● PROBLEM:
Repeat everything in the material exactly.

● EXERCISE MATERIALS:
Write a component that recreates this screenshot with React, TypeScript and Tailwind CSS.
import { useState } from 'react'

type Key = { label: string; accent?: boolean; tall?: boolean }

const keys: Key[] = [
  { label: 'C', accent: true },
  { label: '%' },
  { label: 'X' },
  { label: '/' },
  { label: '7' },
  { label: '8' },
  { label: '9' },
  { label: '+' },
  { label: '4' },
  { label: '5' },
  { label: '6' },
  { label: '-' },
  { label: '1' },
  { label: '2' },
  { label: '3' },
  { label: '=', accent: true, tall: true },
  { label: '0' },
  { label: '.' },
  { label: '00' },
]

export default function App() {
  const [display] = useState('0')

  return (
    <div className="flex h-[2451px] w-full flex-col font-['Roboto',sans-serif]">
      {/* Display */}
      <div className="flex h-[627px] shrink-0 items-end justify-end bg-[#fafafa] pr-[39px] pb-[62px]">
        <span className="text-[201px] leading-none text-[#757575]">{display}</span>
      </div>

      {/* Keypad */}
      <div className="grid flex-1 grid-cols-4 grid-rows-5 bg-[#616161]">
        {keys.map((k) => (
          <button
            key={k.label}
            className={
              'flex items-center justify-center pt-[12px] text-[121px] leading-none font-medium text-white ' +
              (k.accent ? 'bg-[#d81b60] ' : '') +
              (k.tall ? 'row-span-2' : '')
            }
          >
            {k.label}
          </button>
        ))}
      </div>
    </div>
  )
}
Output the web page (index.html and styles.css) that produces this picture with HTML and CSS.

● SOLUTION FOR THIS TASK:
Write a component that recreates this screenshot with React, TypeScript and Tailwind CSS.
import { useState } from 'react'

type Key = { label: string; accent?: boolean; tall?: boolean }

const keys: Key[] = [
  { label: 'C', accent: true },
  { label: '%' },
  { label: 'X' },
  { label: '/' },
  { label: '7' },
  { label: '8' },
  { label: '9' },
  { label: '+' },
  { label: '4' },
  { label: '5' },
  { label: '6' },
  { label: '-' },
  { label: '1' },
  { label: '2' },
  { label: '3' },
  { label: '=', accent: true, tall: true },
  { label: '0' },
  { label: '.' },
  { label: '00' },
]

export default function App() {
  const [display] = useState('0')

  return (
    <div className="flex h-[2451px] w-full flex-col font-['Roboto',sans-serif]">
      {/* Display */}
      <div className="flex h-[627px] shrink-0 items-end justify-end bg-[#fafafa] pr-[39px] pb-[62px]">
        <span className="text-[201px] leading-none text-[#757575]">{display}</span>
      </div>

      {/* Keypad */}
      <div className="grid flex-1 grid-cols-4 grid-rows-5 bg-[#616161]">
        {keys.map((k) => (
          <button
            key={k.label}
            className={
              'flex items-center justify-center pt-[12px] text-[121px] leading-none font-medium text-white ' +
              (k.accent ? 'bg-[#d81b60] ' : '') +
              (k.tall ? 'row-span-2' : '')
            }
          >
            {k.label}
          </button>
        ))}
      </div>
    </div>
  )
}
Output the web page (index.html and styles.css) that produces this picture with HTML and CSS.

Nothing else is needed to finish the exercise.